On Christmas day filled pasta comes in a variety of shapes. Piemontese feast on agnolotti, square-shaped meat-filled ravioli, topped with ragù sauce or bathed in meat broth. Bologneses have tortellini, ring-shaped pasta filled with pork. Sardinians have culurgiones de casu, which are ravioli stuffed with tomato sauce.

Among Italian Christmas traditions, Christmas sweets are those that have crossed regional borders and are now common in all Italian tables. The most popular are Panettone, originally from Milan, discover the Italian panettone history here; Pandoro from Verona, breads enriched with eggs, butter, and sugar which were served in the palaces of the nobles and were known as royal bread or golden bread; and Torrone from Benevento, a nougat confection, typically made of honey, sugar, and egg white, with toasted almonds or other nuts, and usually shaped into either a rectangular tablet or a round cake.

Twelve days of Christmas

Unique and unusual Italian Christmas traditions

The day after Christmas the party is still on. December 26 is the national holiday of Santo Stefano; families get together (again) and eat leftover Christmas dishes and sweets.
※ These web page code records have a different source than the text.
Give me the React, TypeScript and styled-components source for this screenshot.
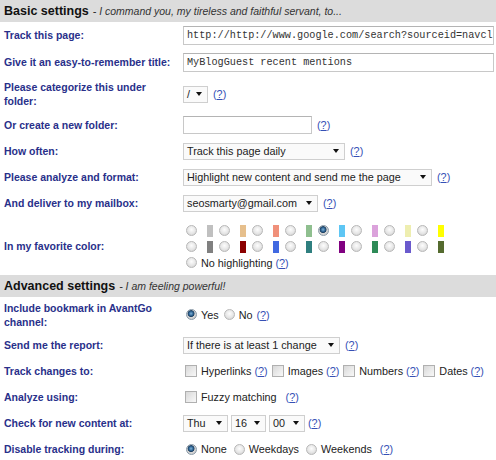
import React from 'react'
import styled, { createGlobalStyle, css } from 'styled-components'

const GlobalStyle = createGlobalStyle`
  body {
    margin: 0;
    background: #fff;
    font-family: "Liberation Sans", Arial, sans-serif;
  }
`

const Page = styled.div`
  width: 496px;
  overflow: hidden;
`

const SectionHeader = styled.div`
  height: 22px;
  display: flex;
  align-items: center;
  padding-left: 4px;
  background: #dcdcdc;
  white-space: nowrap;

  .title {
    font-size: 12.5px;
    font-weight: 700;
    color: #111;
  }

  .sub {
    margin-left: 4px;
    font-size: 10.5px;
    font-style: italic;
    color: #333;
  }
`

const Row = styled.div<{ $h: number }>`
  display: grid;
  grid-template-columns: 183px 1fr;
  align-items: center;
  height: ${(p) => p.$h}px;
`

const Label = styled.div`
  padding-left: 4px;
  font-size: 10.5px;
  font-weight: 700;
  line-height: 14px;
  color: #29308a;
`

const Controls = styled.div<{ $gap?: number }>`
  display: flex;
  align-items: center;
  gap: ${(p) => p.$gap ?? 5}px;
  font-size: 10.8px;
  color: #222;
  white-space: nowrap;
`

const TextBox = styled.div<{ $w: number; $h?: number }>`
  box-sizing: border-box;
  width: ${(p) => p.$w}px;
  height: ${(p) => p.$h ?? 19}px;
  display: flex;
  align-items: center;
  padding-left: 3px;
  border: 1px solid #c8c8c8;
  border-top-color: #b4b4b4;
  background: #fff;
  font-family: "Liberation Mono", "Courier New", monospace;
  font-size: 10.2px;
  color: #333;
  overflow: hidden;
  white-space: nowrap;
`

const SelectBox = styled.div<{ $w: number }>`
  box-sizing: border-box;
  width: ${(p) => p.$w}px;
  height: 17px;
  display: flex;
  align-items: center;
  justify-content: space-between;
  padding: 0 5px 0 3px;
  border: 1px solid #cfcfcf;
  background: #fafafa;
  font-size: 10.8px;
  color: #222;
`

const Help = styled.span`
  color: #3550b5;
  font-size: 10.8px;

  u {
    text-decoration: underline;
  }
`

const Radio = styled.span<{ $checked?: boolean }>`
  display: inline-block;
  flex: none;
  box-sizing: border-box;
  width: 11px;
  height: 11px;
  border-radius: 50%;
  border: 1px solid #b8b8b8;
  background: radial-gradient(circle at 50% 40%, #fdfdfd 0%, #e6e6e6 55%, #c9c9c9 100%);

  ${(p) =>
    p.$checked &&
    css`
      border-color: #8a9aa8;
      background: radial-gradient(
        circle at 45% 40%,
        #7fb2d8 0%,
        #2a5f8e 30%,
        #1d3f60 42%,
        #d6d6d6 52%,
        #c4c4c4 100%
      );
    `}
`

const Check = styled.span`
  display: inline-block;
  flex: none;
  box-sizing: border-box;
  width: 12px;
  height: 12px;
  border: 1px solid #b0b0b0;
  background: linear-gradient(135deg, #d8d8d8 0%, #ececec 60%, #f8f8f8 100%);
`

const Option = styled.span<{ $ml?: number }>`
  display: inline-flex;
  align-items: center;
  gap: 4px;
  margin-left: ${(p) => p.$ml ?? 0}px;
`

const Swatches = styled.div`
  display: flex;
  flex-direction: column;
`

const SwatchRow = styled.div`
  display: flex;
  align-items: center;
  height: 16px;
  padding-left: 3px;
`

const Pair = styled.span`
  display: inline-flex;
  align-items: center;
  width: 33px;
`

const Swatch = styled.span<{ $c: string }>`
  display: inline-block;
  width: 6px;
  height: 12px;
  margin-left: 10px;
  background: ${(p) => p.$c};
`

const NoHighlight = styled.div`
  display: flex;
  align-items: center;
  gap: 4px;
  margin-top: 2px;
  padding-left: 3px;
  font-size: 10.8px;
  color: #222;
`

const Arrow = () => (
  <svg width="6" height="4" viewBox="0 0 6 4">
    <path d="M0 0 L6 0 L3 4 Z" fill="#111" />
  </svg>
)

const Select = ({ w, text }: { w: number; text: string }) => (
  <SelectBox $w={w}>
    <span>{text}</span>
    <Arrow />
  </SelectBox>
)

const Q = () => (
  <Help>
    (<u>?</u>)
  </Help>
)

const topColors = ['#c0c0c0', '#e6bf8c', '#f0907a', '#8fbf8f', '#5ec6f4', '#dba2db', '#eeeeb0', '#ffff00']
const bottomColors = ['#808080', '#8b0000', '#4169e1', '#2f7f7f', '#800080', '#2e8b57', '#6a5acd', '#556b2f']

const App = () => {
  return (
    <Page>
      <GlobalStyle />
      <SectionHeader>
        <span className="title">Basic settings</span>
        <span className="sub">- I command you, my tireless and faithful servant, to...</span>
      </SectionHeader>

      <Row $h={26}>
        <Label>Track this page:</Label>
        <Controls>
          <TextBox $w={311}>http://http://www.google.com/search?sourceid=navcl</TextBox>
        </Controls>
      </Row>
      <Row $h={28}>
        <Label>Give it an easy-to-remember title:</Label>
        <Controls>
          <TextBox $w={311}>MyBlogGuest recent mentions</TextBox>
        </Controls>
      </Row>
      <Row $h={36}>
        <Label>
          Please categorize this under
          <br />
          folder:
        </Label>
        <Controls>
          <Select w={25} text="/" />
          <Q />
        </Controls>
      </Row>
      <Row $h={26}>
        <Label>Or create a new folder:</Label>
        <Controls>
          <TextBox $w={129} $h={18} />
          <Q />
        </Controls>
      </Row>
      <Row $h={26}>
        <Label>How often:</Label>
        <Controls>
          <Select w={162} text="Track this page daily" />
          <Q />
        </Controls>
      </Row>
      <Row $h={26}>
        <Label>Please analyze and format:</Label>
        <Controls>
          <Select w={249} text="Highlight new content and send me the page" />
          <Q />
        </Controls>
      </Row>
      <Row $h={26}>
        <Label>And deliver to my mailbox:</Label>
        <Controls>
          <Select w={135} text="seosmarty@gmail.com" />
          <Q />
        </Controls>
      </Row>
      <Row $h={59}>
        <Label>In my favorite color:</Label>
        <Swatches>
          <SwatchRow>
            {topColors.map((c, i) => (
              <Pair key={c}>
                <Radio $checked={i === 4} />
                <Swatch $c={c} />
              </Pair>
            ))}
          </SwatchRow>
          <SwatchRow>
            {bottomColors.map((c) => (
              <Pair key={c}>
                <Radio />
                <Swatch $c={c} />
              </Pair>
            ))}
          </SwatchRow>
          <NoHighlight>
            <Radio />
            <span>
              No highlighting <Q />
            </span>
          </NoHighlight>
        </Swatches>
      </Row>

      <SectionHeader>
        <span className="title">Advanced settings</span>
        <span className="sub">- I am feeling powerful!</span>
      </SectionHeader>

      <Row $h={35}>
        <Label>
          Include bookmark in AvantGo
          <br />
          channel:
        </Label>
        <Controls $gap={0}>
          <Option $ml={3}>
            <Radio $checked />
            Yes
          </Option>
          <Option $ml={5}>
            <Radio />
            No <Q />
          </Option>
        </Controls>
      </Row>
      <Row $h={26}>
        <Label>Send me the report:</Label>
        <Controls>
          <Select w={157} text="If there is at least 1 change" />
          <Q />
        </Controls>
      </Row>
      <Row $h={26}>
        <Label>Track changes to:</Label>
        <Controls $gap={0}>
          <Option $ml={2}>
            <Check />
            <span>
              Hyperlinks <Q />
            </span>
          </Option>
          <Option $ml={4}>
            <Check />
            <span>
              Images <Q />
            </span>
          </Option>
          <Option $ml={4}>
            <Check />
            <span>
              Numbers <Q />
            </span>
          </Option>
          <Option $ml={4}>
            <Check />
            <span>
              Dates <Q />
            </span>
          </Option>
        </Controls>
      </Row>
      <Row $h={26}>
        <Label>Analyze using:</Label>
        <Controls $gap={0}>
          <Option $ml={2}>
            <Check />
            <span>Fuzzy matching</span>
          </Option>
          <Option $ml={9}>
            <Q />
          </Option>
        </Controls>
      </Row>
      <Row $h={26}>
        <Label>Check for new content at:</Label>
        <Controls $gap={3}>
          <Select w={45} text="Thu" />
          <Select w={35} text="16" />
          <Select w={36} text="00" />
          <Q />
        </Controls>
      </Row>
      <Row $h={26}>
        <Label>Disable tracking during:</Label>
        <Controls $gap={0}>
          <Option $ml={3}>
            <Radio $checked />
            None
          </Option>
          <Option $ml={7}>
            <Radio />
            Weekdays
          </Option>
          <Option $ml={7}>
            <Radio />
            Weekends
          </Option>
          <Option $ml={8}>
            <Q />
          </Option>
        </Controls>
      </Row>
    </Page>
  )
}

export default App
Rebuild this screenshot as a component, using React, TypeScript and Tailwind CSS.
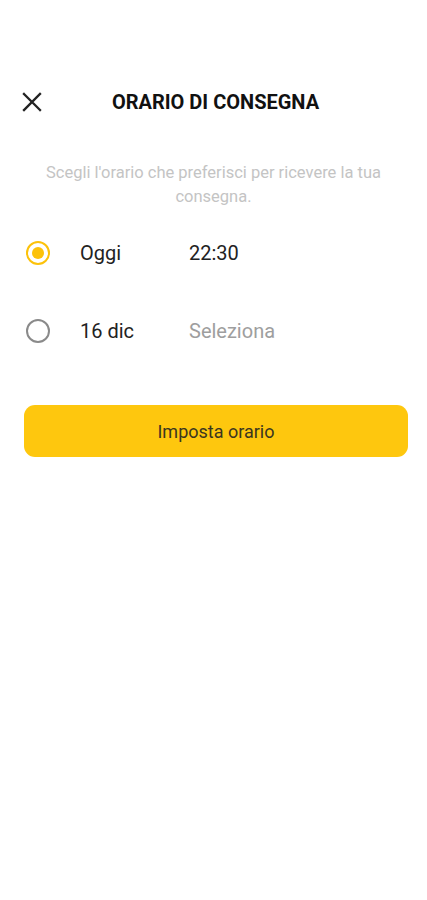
import { useState } from "react";

export default function App() {
  const [selected, setSelected] = useState("today");

  return (
    <div
      className="min-h-[900px] w-full bg-white pt-[82px]"
      style={{ fontFamily: "Roboto, 'Noto Sans', sans-serif" }}
    >
      {/* Header */}
      <div className="relative flex h-[40px] items-center justify-center">
        <button className="absolute left-[22px] top-[10px] flex h-[20px] w-[20px] items-center justify-center text-[#222]">
          <svg width="20" height="20" viewBox="0 0 20 20" fill="none">
            <path d="M2 2L18 18M18 2L2 18" stroke="currentColor" strokeWidth="2.3" strokeLinecap="square" />
          </svg>
        </button>
        <h1 className="pl-[4px] text-[20px] font-bold tracking-[0px] text-[#111]">ORARIO DI CONSEGNA</h1>
      </div>

      {/* Description */}
      <p className="mx-auto mt-[39px] w-[360px] text-center text-[16.5px] leading-[24px] text-[#c4c4c4]">
        Scegli l'orario che preferisci per ricevere la tua consegna.
      </p>

      {/* Options */}
      <div className="mt-[19px] flex flex-col">
        <label
          className="flex h-[50px] items-center"
          onClick={() => setSelected("today")}
        >
          <Radio checked={selected === "today"} />
          <span className="ml-[30px] w-[109px] text-[20px] text-[#222]">Oggi</span>
          <span className="text-[20px] text-[#222]">22:30</span>
        </label>
        <label
          className="mt-[28px] flex h-[50px] items-center"
          onClick={() => setSelected("date")}
        >
          <Radio checked={selected === "date"} />
          <span className="ml-[30px] w-[109px] text-[20px] text-[#222]">16 dic</span>
          <span className="text-[20px] text-[#9e9e9e]">Seleziona</span>
        </label>
      </div>

      {/* Action */}
      <div className="mt-[49px] px-[24px]">
        <button className="flex h-[52px] w-[384px] items-center justify-center rounded-[11px] bg-[#fec70e] text-[18px] font-normal text-[#3b3620]">
          Imposta orario
        </button>
      </div>
    </div>
  );
}

function Radio({ checked }: { checked: boolean }) {
  return (
    <span
      className={
        checked
          ? "ml-[26px] flex h-[24px] w-[24px] items-center justify-center rounded-full border-[2px] border-[#fcc20a]"
          : "ml-[26px] flex h-[24px] w-[24px] items-center justify-center rounded-full border-[2px] border-[#8a8a8a]"
      }
    >
      {checked && <span className="h-[12px] w-[12px] rounded-full bg-[#fcc20a]" />}
    </span>
  );
}
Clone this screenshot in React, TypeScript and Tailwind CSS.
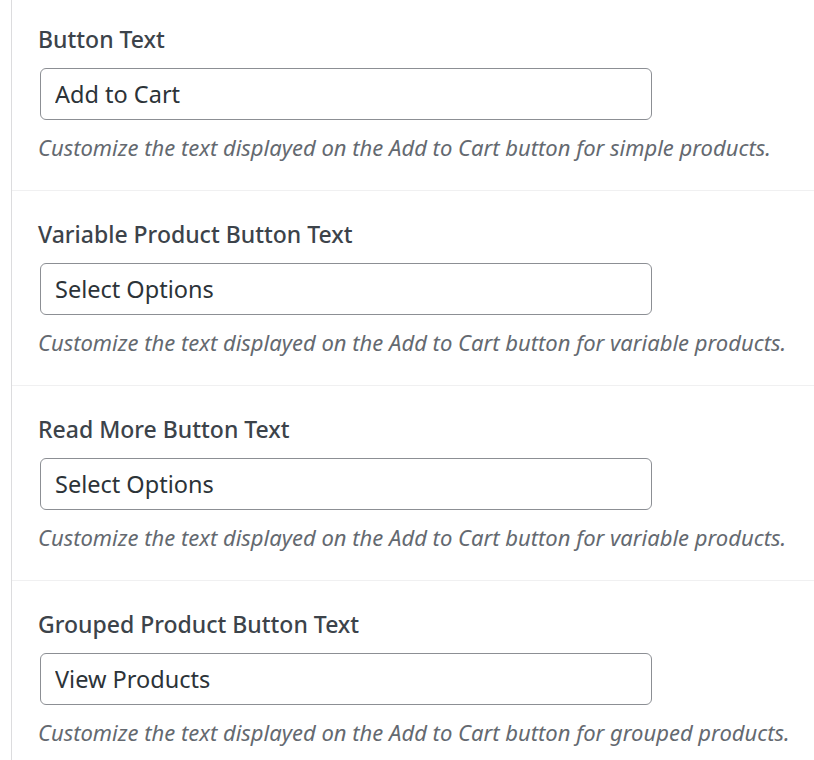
import { useState } from "react";

type Field = {
    id: string;
    label: string;
    value: string;
    help: string;
};

const fields: Field[] = [
    {
        id: "simple",
        label: "Button Text",
        value: "Add to Cart",
        help: "Customize the text displayed on the Add to Cart button for simple products.",
    },
    {
        id: "variable",
        label: "Variable Product Button Text",
        value: "Select Options",
        help: "Customize the text displayed on the Add to Cart button for variable products.",
    },
    {
        id: "readmore",
        label: "Read More Button Text",
        value: "Select Options",
        help: "Customize the text displayed on the Add to Cart button for variable products.",
    },
    {
        id: "grouped",
        label: "Grouped Product Button Text",
        value: "View Products",
        help: "Customize the text displayed on the Add to Cart button for grouped products.",
    },
];

const SettingRow = ({ field, first }: { field: Field; first: boolean }) => {
    const [value, setValue] = useState(field.value);

    return (
        <div
            className={`flex flex-col pl-[26px] pb-[28px] border-b border-[#f0f0f1] ${first ? "pt-[24px]" : "pt-[28px]"}`}
        >
            <label
                htmlFor={field.id}
                className="text-[23px] leading-[30px] font-[550] text-[#3c434a]"
            >
                {field.label}
            </label>
            <input
                id={field.id}
                type="text"
                value={value}
                onChange={({ target: { value } }) => setValue(value)}
                className="mt-[14px] ml-[2px] w-[612px] h-[52px] px-[14px] rounded-[6px] border border-[#8c8f94] bg-white text-[23.5px] text-[#2c3338] focus:outline-none"
            />
            <p className="mt-[12px] text-[22px] leading-[30px] italic text-[#646970] whitespace-nowrap">
                {field.help}
            </p>
        </div>
    );
};

const App = () => {
    return (
        <section
            className="w-[814px] h-[760px] overflow-hidden bg-white"
            style={{ fontFamily: '"Noto Sans", "Open Sans", sans-serif' }}
        >
            <div className="ml-[11px] border-l border-[#dcdcde] min-h-full">
                {fields.map((field, i) => (
                    <SettingRow key={field.id} field={field} first={i === 0} />
                ))}
            </div>
        </section>
    );
};

export default App;
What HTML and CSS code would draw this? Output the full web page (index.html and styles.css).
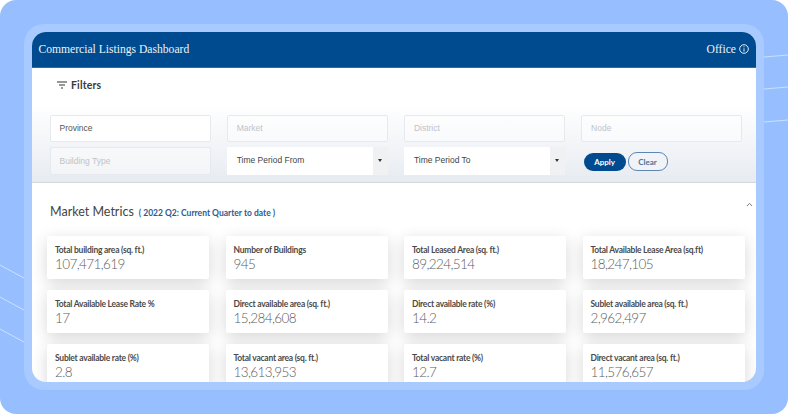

The official end of the Christmas season, though, isn’t until January 6—the Day of the Epiphany, and the twelfth day of Christmas. On January 6 families gather for the last meal of the holiday season. Befana (an old lady) visits all the children of Italy on the eve of the Feast of the Epiphany to fill their socks with candy and presents if they are good, or a lump of coal (dark sugar) if they are naughty.

After January 6, Christmas markets close and decorations start to come down. Better to visit the best Christmas markets in Milan before January 6th.